MY HOUSE. Right. I was so nervous that work wasn’t getting done over there because of some of the weird phone calls I fielded while I was away. But luckily, some stuff did happen. They installed the new windows and flooring. And they look fantastic! The tile in the bathrooms is my favorite, I think. What a difference it makes. Today, I stopped in because the appliances were being delivered and the contractor was there installing the new French doors to the patio. They’re going to look great. It’s coming together, and they still need to do the countertops and put the sinks in, and do the final plumbing and electrical work. The foreman told me that this should all be completed by this Sunday.
That means that I likely can move in the following weekend! October 3 is my target date. I am checking on a couple things with the contracting company to be sure, but if all goes well, today or tomorrow I will schedule the ACTUAL MOVE. Reserve the moving company.

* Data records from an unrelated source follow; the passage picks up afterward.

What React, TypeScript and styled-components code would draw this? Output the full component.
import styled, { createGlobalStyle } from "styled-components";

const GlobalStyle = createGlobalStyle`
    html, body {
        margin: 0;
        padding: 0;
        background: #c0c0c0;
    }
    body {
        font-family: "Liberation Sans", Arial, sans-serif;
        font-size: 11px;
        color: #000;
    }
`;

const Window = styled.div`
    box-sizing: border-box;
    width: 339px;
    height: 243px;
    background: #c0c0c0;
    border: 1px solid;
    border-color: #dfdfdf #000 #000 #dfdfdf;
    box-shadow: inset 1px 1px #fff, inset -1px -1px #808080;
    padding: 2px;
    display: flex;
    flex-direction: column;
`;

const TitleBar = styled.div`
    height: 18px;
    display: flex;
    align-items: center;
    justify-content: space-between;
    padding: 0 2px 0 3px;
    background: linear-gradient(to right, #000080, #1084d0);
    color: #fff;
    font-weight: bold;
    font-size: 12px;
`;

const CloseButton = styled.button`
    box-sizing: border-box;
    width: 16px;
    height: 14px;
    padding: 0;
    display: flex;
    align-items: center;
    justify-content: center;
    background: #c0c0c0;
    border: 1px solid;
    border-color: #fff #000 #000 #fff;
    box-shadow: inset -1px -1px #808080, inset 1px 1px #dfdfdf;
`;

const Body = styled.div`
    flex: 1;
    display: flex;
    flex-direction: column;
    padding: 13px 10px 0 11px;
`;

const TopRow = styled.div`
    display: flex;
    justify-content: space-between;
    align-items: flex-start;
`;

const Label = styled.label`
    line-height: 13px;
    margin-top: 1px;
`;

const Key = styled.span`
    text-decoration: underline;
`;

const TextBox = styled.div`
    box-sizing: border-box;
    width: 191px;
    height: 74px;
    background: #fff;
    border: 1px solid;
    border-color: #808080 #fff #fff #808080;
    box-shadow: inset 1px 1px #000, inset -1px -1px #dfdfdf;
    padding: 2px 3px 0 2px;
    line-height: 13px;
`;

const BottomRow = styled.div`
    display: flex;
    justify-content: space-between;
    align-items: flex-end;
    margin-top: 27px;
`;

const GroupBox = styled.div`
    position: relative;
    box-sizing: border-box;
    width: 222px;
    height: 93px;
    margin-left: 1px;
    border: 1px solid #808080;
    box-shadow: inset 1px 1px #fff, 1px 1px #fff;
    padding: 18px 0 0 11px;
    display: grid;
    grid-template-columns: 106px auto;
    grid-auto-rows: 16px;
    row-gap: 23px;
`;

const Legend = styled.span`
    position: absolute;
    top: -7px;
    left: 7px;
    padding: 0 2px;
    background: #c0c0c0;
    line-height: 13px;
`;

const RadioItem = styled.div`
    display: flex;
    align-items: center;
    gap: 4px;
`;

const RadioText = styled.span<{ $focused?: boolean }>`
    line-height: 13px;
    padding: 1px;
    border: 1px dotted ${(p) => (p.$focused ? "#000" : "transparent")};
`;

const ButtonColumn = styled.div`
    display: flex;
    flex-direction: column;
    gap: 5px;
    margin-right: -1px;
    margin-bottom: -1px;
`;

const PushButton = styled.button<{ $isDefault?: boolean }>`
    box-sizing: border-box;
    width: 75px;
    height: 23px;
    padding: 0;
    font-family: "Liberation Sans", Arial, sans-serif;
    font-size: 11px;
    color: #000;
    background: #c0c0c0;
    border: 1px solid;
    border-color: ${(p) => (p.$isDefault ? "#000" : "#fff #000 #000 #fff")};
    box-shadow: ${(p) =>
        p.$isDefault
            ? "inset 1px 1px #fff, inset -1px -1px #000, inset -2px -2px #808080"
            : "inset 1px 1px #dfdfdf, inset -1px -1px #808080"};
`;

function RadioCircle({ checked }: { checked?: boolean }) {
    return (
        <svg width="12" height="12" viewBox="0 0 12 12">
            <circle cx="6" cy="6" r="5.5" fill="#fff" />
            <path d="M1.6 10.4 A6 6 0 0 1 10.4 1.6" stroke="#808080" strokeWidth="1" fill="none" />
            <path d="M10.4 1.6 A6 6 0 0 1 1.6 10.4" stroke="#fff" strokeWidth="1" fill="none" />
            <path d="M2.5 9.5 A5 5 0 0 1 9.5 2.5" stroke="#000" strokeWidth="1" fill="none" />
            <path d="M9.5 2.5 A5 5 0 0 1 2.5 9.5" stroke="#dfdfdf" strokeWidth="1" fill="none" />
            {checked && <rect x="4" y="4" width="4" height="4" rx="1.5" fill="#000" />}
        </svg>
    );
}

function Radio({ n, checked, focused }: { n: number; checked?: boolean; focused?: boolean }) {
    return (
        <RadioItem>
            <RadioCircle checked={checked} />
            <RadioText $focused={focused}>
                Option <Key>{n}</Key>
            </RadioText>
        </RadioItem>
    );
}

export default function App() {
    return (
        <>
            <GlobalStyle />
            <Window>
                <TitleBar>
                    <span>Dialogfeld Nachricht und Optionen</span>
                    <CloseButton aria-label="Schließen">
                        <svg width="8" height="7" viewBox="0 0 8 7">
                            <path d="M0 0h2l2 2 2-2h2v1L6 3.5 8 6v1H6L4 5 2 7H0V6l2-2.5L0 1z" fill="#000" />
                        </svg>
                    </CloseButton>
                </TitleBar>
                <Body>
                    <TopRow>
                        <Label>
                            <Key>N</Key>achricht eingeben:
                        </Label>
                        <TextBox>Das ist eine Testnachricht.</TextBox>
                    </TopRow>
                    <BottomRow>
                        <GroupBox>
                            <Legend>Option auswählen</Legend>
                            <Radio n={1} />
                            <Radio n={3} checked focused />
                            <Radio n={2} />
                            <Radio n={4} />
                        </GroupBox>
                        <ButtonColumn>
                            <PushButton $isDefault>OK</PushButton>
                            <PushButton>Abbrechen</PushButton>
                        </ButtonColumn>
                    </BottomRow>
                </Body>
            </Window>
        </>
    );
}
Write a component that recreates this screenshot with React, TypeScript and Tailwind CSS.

Finally!
I would have liked to get it all done before I moved in– the painting and finishing touches in the baths and bedrooms– but it’s OK. I just want to get in there and everything. Now that the flooring is in, I feel OK moving furniture into the house. Now that all the appliances are present and accounted for, all we need is that final electrical and plumbing work to happen and it’s livable. YAY!
Well, this blog took me ALL DAY to write. I’m sick of seeing it on my screen everytime I sit at my computer in between doing things, so I’m ending it here. As soon as I get to it I’ll have some pics from my trip… including the 30 Rock ones, of course! But now I am going to take a quick nap with the pets (awwww!) before I get busy with real-life work stuff that is driving me absolutely insane. I can’t rest until it’s done. Son of a bitchin’ work, ruining my life! I hate it and want to kill it.
But first: I finish off the recovery from this jet lag. Where’s the sleepmask and ear plugs?